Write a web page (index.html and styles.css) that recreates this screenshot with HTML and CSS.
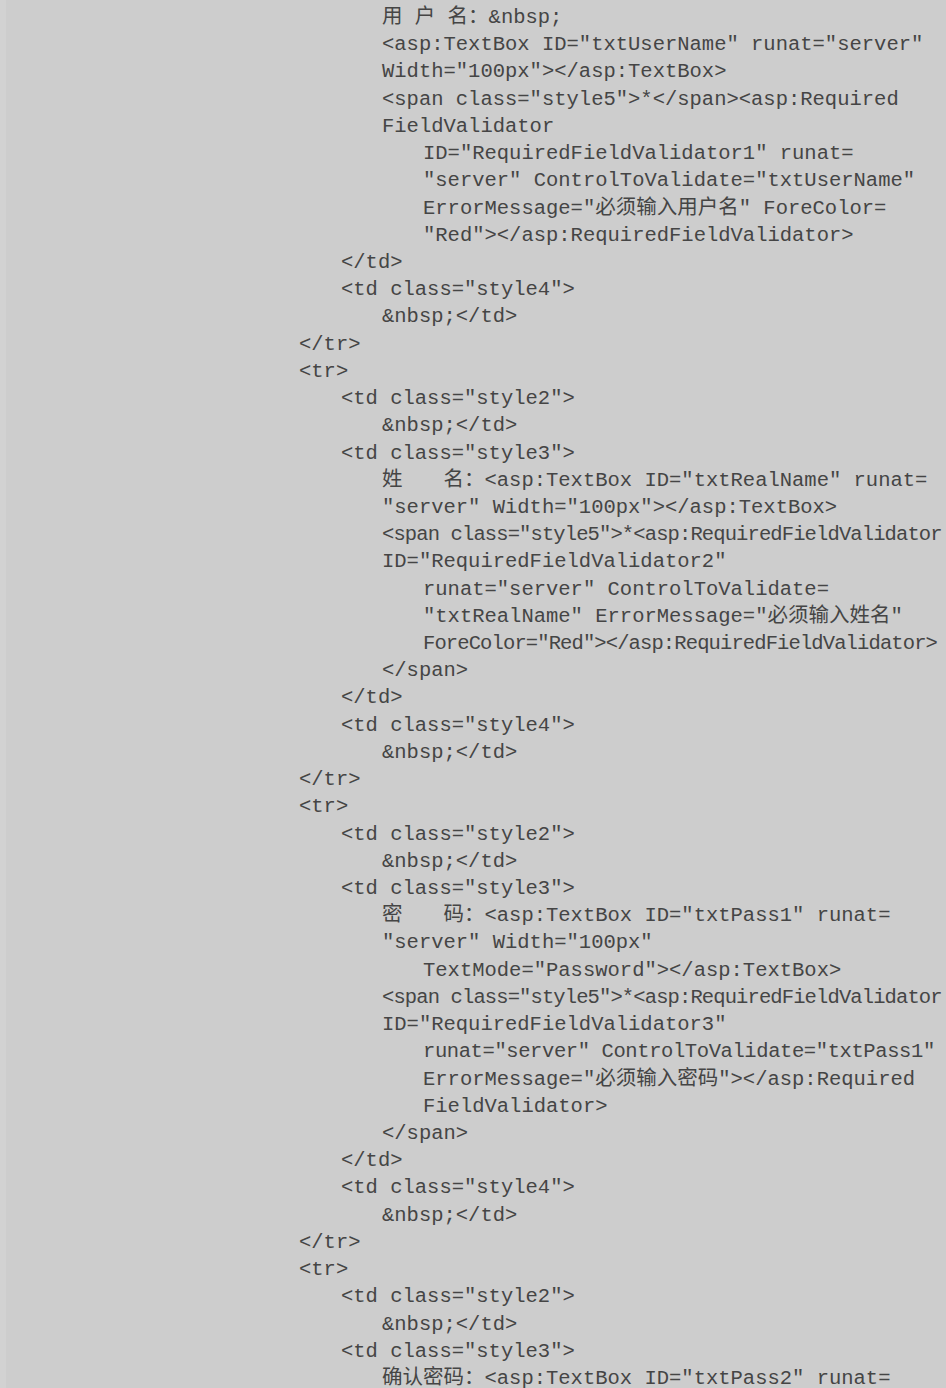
FILE: index.html
```html
<!DOCTYPE html>
<html lang="zh-CN">
<head>
    <meta charset="UTF-8">
    <meta name="viewport" content="width=device-width, initial-scale=1.0">
    <title>注册页面代码</title>
    <link rel="stylesheet" href="styles.css">
</head>
<body>
    <div class="page">
        <div class="code">
            <!-- 用户名 -->
            <div class="line i2">用 户 名：&amp;nbsp;</div>
            <div class="line i2">&lt;asp:TextBox ID="txtUserName" runat="server"</div>
            <div class="line i2">Width="100px"&gt;&lt;/asp:TextBox&gt;</div>
            <div class="line i2">&lt;span class="style5"&gt;*&lt;/span&gt;&lt;asp:Required</div>
            <div class="line i2">FieldValidator</div>
            <div class="line i3">ID="RequiredFieldValidator1" runat=</div>
            <div class="line i3">"server" ControlToValidate="txtUserName"</div>
            <div class="line i3">ErrorMessage="必须输入用户名" ForeColor=</div>
            <div class="line i3">"Red"&gt;&lt;/asp:RequiredFieldValidator&gt;</div>
            <div class="line i1">&lt;/td&gt;</div>
            <div class="line i1">&lt;td class="style4"&gt;</div>
            <div class="line i2">&amp;nbsp;&lt;/td&gt;</div>
            <div class="line i0">&lt;/tr&gt;</div>

            <!-- 姓名 -->
            <div class="line i0">&lt;tr&gt;</div>
            <div class="line i1">&lt;td class="style2"&gt;</div>
            <div class="line i2">&amp;nbsp;&lt;/td&gt;</div>
            <div class="line i1">&lt;td class="style3"&gt;</div>
            <div class="line i2">姓　　名：&lt;asp:TextBox ID="txtRealName" runat=</div>
            <div class="line i2">"server" Width="100px"&gt;&lt;/asp:TextBox&gt;</div>
            <div class="line i2 tight">&lt;span class="style5"&gt;*&lt;asp:RequiredFieldValidator</div>
            <div class="line i2">ID="RequiredFieldValidator2"</div>
            <div class="line i3">runat="server" ControlToValidate=</div>
            <div class="line i3">"txtRealName" ErrorMessage="必须输入姓名"</div>
            <div class="line i3 tight">ForeColor="Red"&gt;&lt;/asp:RequiredFieldValidator&gt;</div>
            <div class="line i2">&lt;/span&gt;</div>
            <div class="line i1">&lt;/td&gt;</div>
            <div class="line i1">&lt;td class="style4"&gt;</div>
            <div class="line i2">&amp;nbsp;&lt;/td&gt;</div>
            <div class="line i0">&lt;/tr&gt;</div>

            <!-- 密码 -->
            <div class="line i0">&lt;tr&gt;</div>
            <div class="line i1">&lt;td class="style2"&gt;</div>
            <div class="line i2">&amp;nbsp;&lt;/td&gt;</div>
            <div class="line i1">&lt;td class="style3"&gt;</div>
            <div class="line i2">密　　码：&lt;asp:TextBox ID="txtPass1" runat=</div>
            <div class="line i2">"server" Width="100px"</div>
            <div class="line i3">TextMode="Password"&gt;&lt;/asp:TextBox&gt;</div>
            <div class="line i2 tight">&lt;span class="style5"&gt;*&lt;asp:RequiredFieldValidator</div>
            <div class="line i2">ID="RequiredFieldValidator3"</div>
            <div class="line i3 snug">runat="server" ControlToValidate="txtPass1"</div>
            <div class="line i3">ErrorMessage="必须输入密码"&gt;&lt;/asp:Required</div>
            <div class="line i3">FieldValidator&gt;</div>
            <div class="line i2">&lt;/span&gt;</div>
            <div class="line i1">&lt;/td&gt;</div>
            <div class="line i1">&lt;td class="style4"&gt;</div>
            <div class="line i2">&amp;nbsp;&lt;/td&gt;</div>
            <div class="line i0">&lt;/tr&gt;</div>

            <!-- 确认密码 -->
            <div class="line i0">&lt;tr&gt;</div>
            <div class="line i1">&lt;td class="style2"&gt;</div>
            <div class="line i2">&amp;nbsp;&lt;/td&gt;</div>
            <div class="line i1">&lt;td class="style3"&gt;</div>
            <div class="line i2">确认密码：&lt;asp:TextBox ID="txtPass2" runat=</div>
        </div>
    </div>
</body>
</html>
```

FILE: styles.css
```css
html, body {
    margin: 0;
    padding: 0;
    background-color: #cdcdcd;
}
body {
    font-family: "Liberation Mono", "Noto Sans CJK SC", monospace;
    color: #454545;
    height: 1388px;
    overflow: hidden;
}
.page {
    position: relative;
    height: 100%;
    border-left: 6px solid #d2d2d2;
    box-sizing: border-box;
}
.code {
    padding-top: 4px;
    padding-left: 293px;
    font-size: 20.5px;
    line-height: 27.22px;
}
.line {
    white-space: pre;
}
.i0 {
    padding-left: 0;
}
.i1 {
    padding-left: 42px;
}
.i2 {
    padding-left: 83px;
}
.i3 {
    padding-left: 124px;
}
.tight {
    letter-spacing: -0.88px;
}
.snug {
    letter-spacing: -0.4px;
}
```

Task details: Print the complete listing exactly as it stands, without its pictures.

Written solution:
Write a web page (index.html and styles.css) that recreates this screenshot with HTML and CSS.
FILE: index.html
```html
<!DOCTYPE html>
<html lang="zh-CN">
<head>
    <meta charset="UTF-8">
    <meta name="viewport" content="width=device-width, initial-scale=1.0">
    <title>注册页面代码</title>
    <link rel="stylesheet" href="styles.css">
</head>
<body>
    <div class="page">
        <div class="code">
            <!-- 用户名 -->
            <div class="line i2">用 户 名：&amp;nbsp;</div>
            <div class="line i2">&lt;asp:TextBox ID="txtUserName" runat="server"</div>
            <div class="line i2">Width="100px"&gt;&lt;/asp:TextBox&gt;</div>
            <div class="line i2">&lt;span class="style5"&gt;*&lt;/span&gt;&lt;asp:Required</div>
            <div class="line i2">FieldValidator</div>
            <div class="line i3">ID="RequiredFieldValidator1" runat=</div>
            <div class="line i3">"server" ControlToValidate="txtUserName"</div>
            <div class="line i3">ErrorMessage="必须输入用户名" ForeColor=</div>
            <div class="line i3">"Red"&gt;&lt;/asp:RequiredFieldValidator&gt;</div>
            <div class="line i1">&lt;/td&gt;</div>
            <div class="line i1">&lt;td class="style4"&gt;</div>
            <div class="line i2">&amp;nbsp;&lt;/td&gt;</div>
            <div class="line i0">&lt;/tr&gt;</div>

            <!-- 姓名 -->
            <div class="line i0">&lt;tr&gt;</div>
            <div class="line i1">&lt;td class="style2"&gt;</div>
            <div class="line i2">&amp;nbsp;&lt;/td&gt;</div>
            <div class="line i1">&lt;td class="style3"&gt;</div>
            <div class="line i2">姓　　名：&lt;asp:TextBox ID="txtRealName" runat=</div>
            <div class="line i2">"server" Width="100px"&gt;&lt;/asp:TextBox&gt;</div>
            <div class="line i2 tight">&lt;span class="style5"&gt;*&lt;asp:RequiredFieldValidator</div>
            <div class="line i2">ID="RequiredFieldValidator2"</div>
            <div class="line i3">runat="server" ControlToValidate=</div>
            <div class="line i3">"txtRealName" ErrorMessage="必须输入姓名"</div>
            <div class="line i3 tight">ForeColor="Red"&gt;&lt;/asp:RequiredFieldValidator&gt;</div>
            <div class="line i2">&lt;/span&gt;</div>
            <div class="line i1">&lt;/td&gt;</div>
            <div class="line i1">&lt;td class="style4"&gt;</div>
            <div class="line i2">&amp;nbsp;&lt;/td&gt;</div>
            <div class="line i0">&lt;/tr&gt;</div>

            <!-- 密码 -->
            <div class="line i0">&lt;tr&gt;</div>
            <div class="line i1">&lt;td class="style2"&gt;</div>
            <div class="line i2">&amp;nbsp;&lt;/td&gt;</div>
            <div class="line i1">&lt;td class="style3"&gt;</div>
            <div class="line i2">密　　码：&lt;asp:TextBox ID="txtPass1" runat=</div>
            <div class="line i2">"server" Width="100px"</div>
            <div class="line i3">TextMode="Password"&gt;&lt;/asp:TextBox&gt;</div>
            <div class="line i2 tight">&lt;span class="style5"&gt;*&lt;asp:RequiredFieldValidator</div>
            <div class="line i2">ID="RequiredFieldValidator3"</div>
            <div class="line i3 snug">runat="server" ControlToValidate="txtPass1"</div>
            <div class="line i3">ErrorMessage="必须输入密码"&gt;&lt;/asp:Required</div>
            <div class="line i3">FieldValidator&gt;</div>
            <div class="line i2">&lt;/span&gt;</div>
            <div class="line i1">&lt;/td&gt;</div>
            <div class="line i1">&lt;td class="style4"&gt;</div>
            <div class="line i2">&amp;nbsp;&lt;/td&gt;</div>
            <div class="line i0">&lt;/tr&gt;</div>

            <!-- 确认密码 -->
            <div class="line i0">&lt;tr&gt;</div>
            <div class="line i1">&lt;td class="style2"&gt;</div>
            <div class="line i2">&amp;nbsp;&lt;/td&gt;</div>
            <div class="line i1">&lt;td class="style3"&gt;</div>
            <div class="line i2">确认密码：&lt;asp:TextBox ID="txtPass2" runat=</div>
        </div>
    </div>
</body>
</html>
```

FILE: styles.css
```css
html, body {
    margin: 0;
    padding: 0;
    background-color: #cdcdcd;
}
body {
    font-family: "Liberation Mono", "Noto Sans CJK SC", monospace;
    color: #454545;
    height: 1388px;
    overflow: hidden;
}
.page {
    position: relative;
    height: 100%;
    border-left: 6px solid #d2d2d2;
    box-sizing: border-box;
}
.code {
    padding-top: 4px;
    padding-left: 293px;
    font-size: 20.5px;
    line-height: 27.22px;
}
.line {
    white-space: pre;
}
.i0 {
    padding-left: 0;
}
.i1 {
    padding-left: 42px;
}
.i2 {
    padding-left: 83px;
}
.i3 {
    padding-left: 124px;
}
.tight {
    letter-spacing: -0.88px;
}
.snug {
    letter-spacing: -0.4px;
}
```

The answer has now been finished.